**Aim:**
Pictures do not belong in your copy. Repeat all the other data exactly.

**Supplied information:**
--

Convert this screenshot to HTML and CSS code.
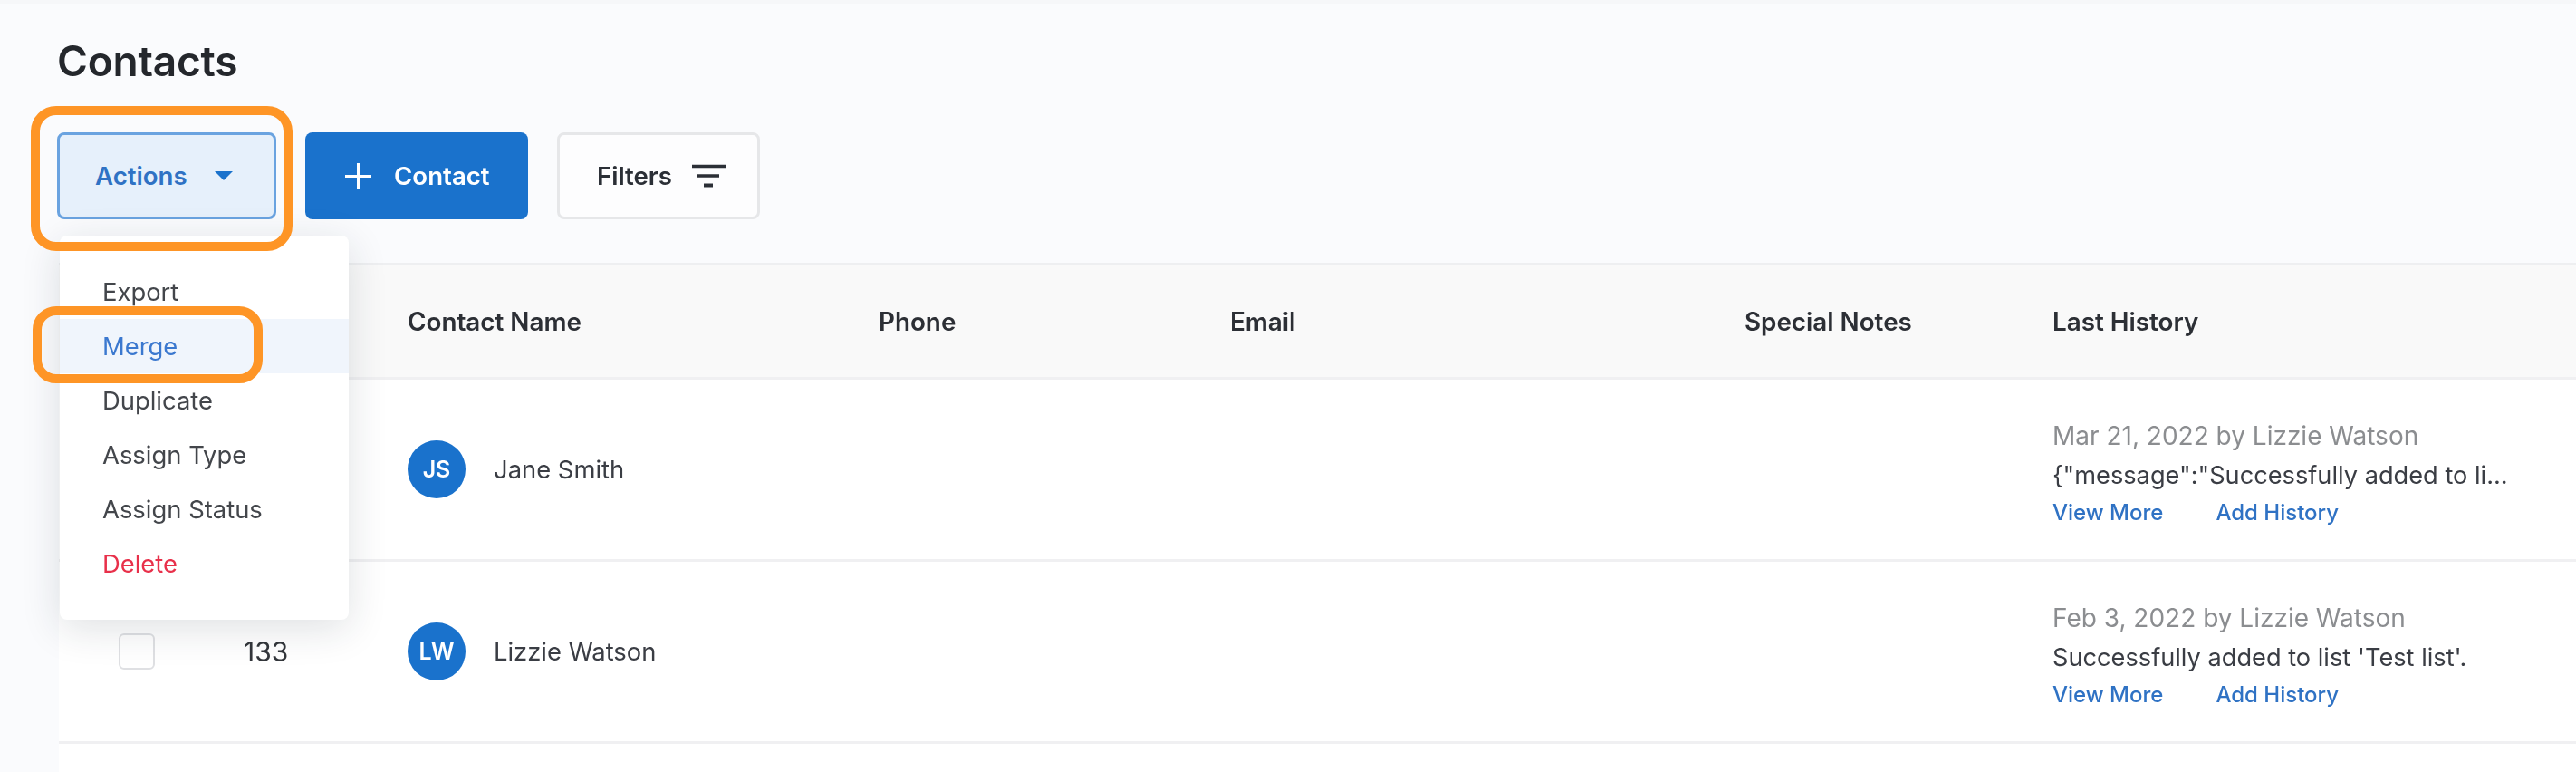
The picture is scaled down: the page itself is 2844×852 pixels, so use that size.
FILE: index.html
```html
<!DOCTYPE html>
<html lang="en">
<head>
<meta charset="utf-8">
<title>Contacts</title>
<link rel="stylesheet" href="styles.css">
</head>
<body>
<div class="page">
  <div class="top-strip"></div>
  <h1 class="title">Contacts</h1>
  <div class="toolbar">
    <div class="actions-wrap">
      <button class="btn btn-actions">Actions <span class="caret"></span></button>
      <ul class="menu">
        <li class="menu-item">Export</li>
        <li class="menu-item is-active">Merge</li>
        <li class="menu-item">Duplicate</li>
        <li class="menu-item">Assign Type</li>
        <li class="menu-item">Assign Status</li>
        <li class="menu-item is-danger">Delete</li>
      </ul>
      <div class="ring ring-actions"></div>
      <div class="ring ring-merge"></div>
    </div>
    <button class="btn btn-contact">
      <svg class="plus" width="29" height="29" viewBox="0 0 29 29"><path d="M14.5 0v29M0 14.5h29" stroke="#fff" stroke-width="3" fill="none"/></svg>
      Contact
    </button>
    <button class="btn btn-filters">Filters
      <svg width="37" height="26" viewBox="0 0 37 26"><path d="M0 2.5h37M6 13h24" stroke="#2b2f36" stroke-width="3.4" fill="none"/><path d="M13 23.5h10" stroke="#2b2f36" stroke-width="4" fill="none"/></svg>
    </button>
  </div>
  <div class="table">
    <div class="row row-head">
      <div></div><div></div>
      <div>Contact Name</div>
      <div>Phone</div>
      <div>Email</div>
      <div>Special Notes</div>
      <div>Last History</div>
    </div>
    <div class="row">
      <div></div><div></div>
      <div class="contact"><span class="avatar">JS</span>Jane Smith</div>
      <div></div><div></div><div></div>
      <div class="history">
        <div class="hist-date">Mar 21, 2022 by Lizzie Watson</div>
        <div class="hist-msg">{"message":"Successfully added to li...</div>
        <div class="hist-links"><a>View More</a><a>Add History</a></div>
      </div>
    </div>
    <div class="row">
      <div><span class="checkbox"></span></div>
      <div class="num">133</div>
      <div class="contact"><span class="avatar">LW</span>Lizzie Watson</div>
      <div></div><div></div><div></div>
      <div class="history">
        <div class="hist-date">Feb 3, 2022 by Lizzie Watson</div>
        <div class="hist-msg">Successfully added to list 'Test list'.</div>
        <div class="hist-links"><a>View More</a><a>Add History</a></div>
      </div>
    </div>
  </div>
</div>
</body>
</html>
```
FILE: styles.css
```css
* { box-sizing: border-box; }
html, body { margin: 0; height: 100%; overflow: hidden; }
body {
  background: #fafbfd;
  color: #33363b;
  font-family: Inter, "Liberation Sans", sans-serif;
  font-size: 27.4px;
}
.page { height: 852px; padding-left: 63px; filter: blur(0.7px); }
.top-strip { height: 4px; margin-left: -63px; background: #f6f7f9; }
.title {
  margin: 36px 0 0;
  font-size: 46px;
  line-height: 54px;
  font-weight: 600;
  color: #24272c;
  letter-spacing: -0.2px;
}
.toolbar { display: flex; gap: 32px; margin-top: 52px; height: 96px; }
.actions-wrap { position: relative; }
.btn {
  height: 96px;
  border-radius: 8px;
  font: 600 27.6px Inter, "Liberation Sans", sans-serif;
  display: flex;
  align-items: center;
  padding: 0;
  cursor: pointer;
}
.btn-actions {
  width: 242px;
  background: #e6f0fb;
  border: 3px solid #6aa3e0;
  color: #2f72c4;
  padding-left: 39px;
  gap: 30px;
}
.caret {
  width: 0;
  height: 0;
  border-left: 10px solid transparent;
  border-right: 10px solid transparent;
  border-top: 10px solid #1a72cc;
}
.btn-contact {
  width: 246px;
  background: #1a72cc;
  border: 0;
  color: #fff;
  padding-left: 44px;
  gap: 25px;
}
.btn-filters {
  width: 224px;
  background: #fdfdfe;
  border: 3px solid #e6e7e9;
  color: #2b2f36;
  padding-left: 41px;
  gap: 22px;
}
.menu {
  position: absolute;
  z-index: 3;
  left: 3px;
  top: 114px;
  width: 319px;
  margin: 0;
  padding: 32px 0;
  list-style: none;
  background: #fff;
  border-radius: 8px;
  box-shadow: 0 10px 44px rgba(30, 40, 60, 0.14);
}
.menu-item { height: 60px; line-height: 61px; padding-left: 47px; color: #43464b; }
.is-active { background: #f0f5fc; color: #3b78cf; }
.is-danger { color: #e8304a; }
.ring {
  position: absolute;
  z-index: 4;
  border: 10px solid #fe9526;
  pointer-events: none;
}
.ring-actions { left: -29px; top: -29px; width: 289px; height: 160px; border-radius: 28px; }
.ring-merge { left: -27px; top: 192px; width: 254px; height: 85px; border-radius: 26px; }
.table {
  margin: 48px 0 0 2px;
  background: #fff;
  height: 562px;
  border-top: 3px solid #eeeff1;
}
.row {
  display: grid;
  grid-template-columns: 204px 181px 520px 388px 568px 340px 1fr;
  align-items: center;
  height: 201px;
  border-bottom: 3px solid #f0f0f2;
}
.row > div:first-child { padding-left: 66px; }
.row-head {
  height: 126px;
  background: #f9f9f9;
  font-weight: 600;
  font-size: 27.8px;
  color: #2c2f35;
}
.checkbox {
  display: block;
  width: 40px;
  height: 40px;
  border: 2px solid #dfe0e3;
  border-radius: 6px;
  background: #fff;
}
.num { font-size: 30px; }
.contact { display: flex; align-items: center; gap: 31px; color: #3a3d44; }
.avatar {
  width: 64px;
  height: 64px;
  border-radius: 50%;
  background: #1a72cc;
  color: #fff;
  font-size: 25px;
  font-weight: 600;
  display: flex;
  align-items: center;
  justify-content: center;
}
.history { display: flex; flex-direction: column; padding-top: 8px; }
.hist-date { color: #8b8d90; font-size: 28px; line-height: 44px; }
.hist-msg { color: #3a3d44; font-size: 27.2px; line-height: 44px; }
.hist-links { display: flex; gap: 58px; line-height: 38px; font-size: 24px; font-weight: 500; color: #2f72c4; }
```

--

**Problem solution:**
Convert this screenshot to HTML and CSS code.
The picture is scaled down: the page itself is 2844×852 pixels, so use that size.
FILE: index.html
```html
<!DOCTYPE html>
<html lang="en">
<head>
<meta charset="utf-8">
<title>Contacts</title>
<link rel="stylesheet" href="styles.css">
</head>
<body>
<div class="page">
  <div class="top-strip"></div>
  <h1 class="title">Contacts</h1>
  <div class="toolbar">
    <div class="actions-wrap">
      <button class="btn btn-actions">Actions <span class="caret"></span></button>
      <ul class="menu">
        <li class="menu-item">Export</li>
        <li class="menu-item is-active">Merge</li>
        <li class="menu-item">Duplicate</li>
        <li class="menu-item">Assign Type</li>
        <li class="menu-item">Assign Status</li>
        <li class="menu-item is-danger">Delete</li>
      </ul>
      <div class="ring ring-actions"></div>
      <div class="ring ring-merge"></div>
    </div>
    <button class="btn btn-contact">
      <svg class="plus" width="29" height="29" viewBox="0 0 29 29"><path d="M14.5 0v29M0 14.5h29" stroke="#fff" stroke-width="3" fill="none"/></svg>
      Contact
    </button>
    <button class="btn btn-filters">Filters
      <svg width="37" height="26" viewBox="0 0 37 26"><path d="M0 2.5h37M6 13h24" stroke="#2b2f36" stroke-width="3.4" fill="none"/><path d="M13 23.5h10" stroke="#2b2f36" stroke-width="4" fill="none"/></svg>
    </button>
  </div>
  <div class="table">
    <div class="row row-head">
      <div></div><div></div>
      <div>Contact Name</div>
      <div>Phone</div>
      <div>Email</div>
      <div>Special Notes</div>
      <div>Last History</div>
    </div>
    <div class="row">
      <div></div><div></div>
      <div class="contact"><span class="avatar">JS</span>Jane Smith</div>
      <div></div><div></div><div></div>
      <div class="history">
        <div class="hist-date">Mar 21, 2022 by Lizzie Watson</div>
        <div class="hist-msg">{"message":"Successfully added to li...</div>
        <div class="hist-links"><a>View More</a><a>Add History</a></div>
      </div>
    </div>
    <div class="row">
      <div><span class="checkbox"></span></div>
      <div class="num">133</div>
      <div class="contact"><span class="avatar">LW</span>Lizzie Watson</div>
      <div></div><div></div><div></div>
      <div class="history">
        <div class="hist-date">Feb 3, 2022 by Lizzie Watson</div>
        <div class="hist-msg">Successfully added to list 'Test list'.</div>
        <div class="hist-links"><a>View More</a><a>Add History</a></div>
      </div>
    </div>
  </div>
</div>
</body>
</html>
```
FILE: styles.css
```css
* { box-sizing: border-box; }
html, body { margin: 0; height: 100%; overflow: hidden; }
body {
  background: #fafbfd;
  color: #33363b;
  font-family: Inter, "Liberation Sans", sans-serif;
  font-size: 27.4px;
}
.page { height: 852px; padding-left: 63px; filter: blur(0.7px); }
.top-strip { height: 4px; margin-left: -63px; background: #f6f7f9; }
.title {
  margin: 36px 0 0;
  font-size: 46px;
  line-height: 54px;
  font-weight: 600;
  color: #24272c;
  letter-spacing: -0.2px;
}
.toolbar { display: flex; gap: 32px; margin-top: 52px; height: 96px; }
.actions-wrap { position: relative; }
.btn {
  height: 96px;
  border-radius: 8px;
  font: 600 27.6px Inter, "Liberation Sans", sans-serif;
  display: flex;
  align-items: center;
  padding: 0;
  cursor: pointer;
}
.btn-actions {
  width: 242px;
  background: #e6f0fb;
  border: 3px solid #6aa3e0;
  color: #2f72c4;
  padding-left: 39px;
  gap: 30px;
}
.caret {
  width: 0;
  height: 0;
  border-left: 10px solid transparent;
  border-right: 10px solid transparent;
  border-top: 10px solid #1a72cc;
}
.btn-contact {
  width: 246px;
  background: #1a72cc;
  border: 0;
  color: #fff;
  padding-left: 44px;
  gap: 25px;
}
.btn-filters {
  width: 224px;
  background: #fdfdfe;
  border: 3px solid #e6e7e9;
  color: #2b2f36;
  padding-left: 41px;
  gap: 22px;
}
.menu {
  position: absolute;
  z-index: 3;
  left: 3px;
  top: 114px;
  width: 319px;
  margin: 0;
  padding: 32px 0;
  list-style: none;
  background: #fff;
  border-radius: 8px;
  box-shadow: 0 10px 44px rgba(30, 40, 60, 0.14);
}
.menu-item { height: 60px; line-height: 61px; padding-left: 47px; color: #43464b; }
.is-active { background: #f0f5fc; color: #3b78cf; }
.is-danger { color: #e8304a; }
.ring {
  position: absolute;
  z-index: 4;
  border: 10px solid #fe9526;
  pointer-events: none;
}
.ring-actions { left: -29px; top: -29px; width: 289px; height: 160px; border-radius: 28px; }
.ring-merge { left: -27px; top: 192px; width: 254px; height: 85px; border-radius: 26px; }
.table {
  margin: 48px 0 0 2px;
  background: #fff;
  height: 562px;
  border-top: 3px solid #eeeff1;
}
.row {
  display: grid;
  grid-template-columns: 204px 181px 520px 388px 568px 340px 1fr;
  align-items: center;
  height: 201px;
  border-bottom: 3px solid #f0f0f2;
}
.row > div:first-child { padding-left: 66px; }
.row-head {
  height: 126px;
  background: #f9f9f9;
  font-weight: 600;
  font-size: 27.8px;
  color: #2c2f35;
}
.checkbox {
  display: block;
  width: 40px;
  height: 40px;
  border: 2px solid #dfe0e3;
  border-radius: 6px;
  background: #fff;
}
.num { font-size: 30px; }
.contact { display: flex; align-items: center; gap: 31px; color: #3a3d44; }
.avatar {
  width: 64px;
  height: 64px;
  border-radius: 50%;
  background: #1a72cc;
  color: #fff;
  font-size: 25px;
  font-weight: 600;
  display: flex;
  align-items: center;
  justify-content: center;
}
.history { display: flex; flex-direction: column; padding-top: 8px; }
.hist-date { color: #8b8d90; font-size: 28px; line-height: 44px; }
.hist-msg { color: #3a3d44; font-size: 27.2px; line-height: 44px; }
.hist-links { display: flex; gap: 58px; line-height: 38px; font-size: 24px; font-weight: 500; color: #2f72c4; }
```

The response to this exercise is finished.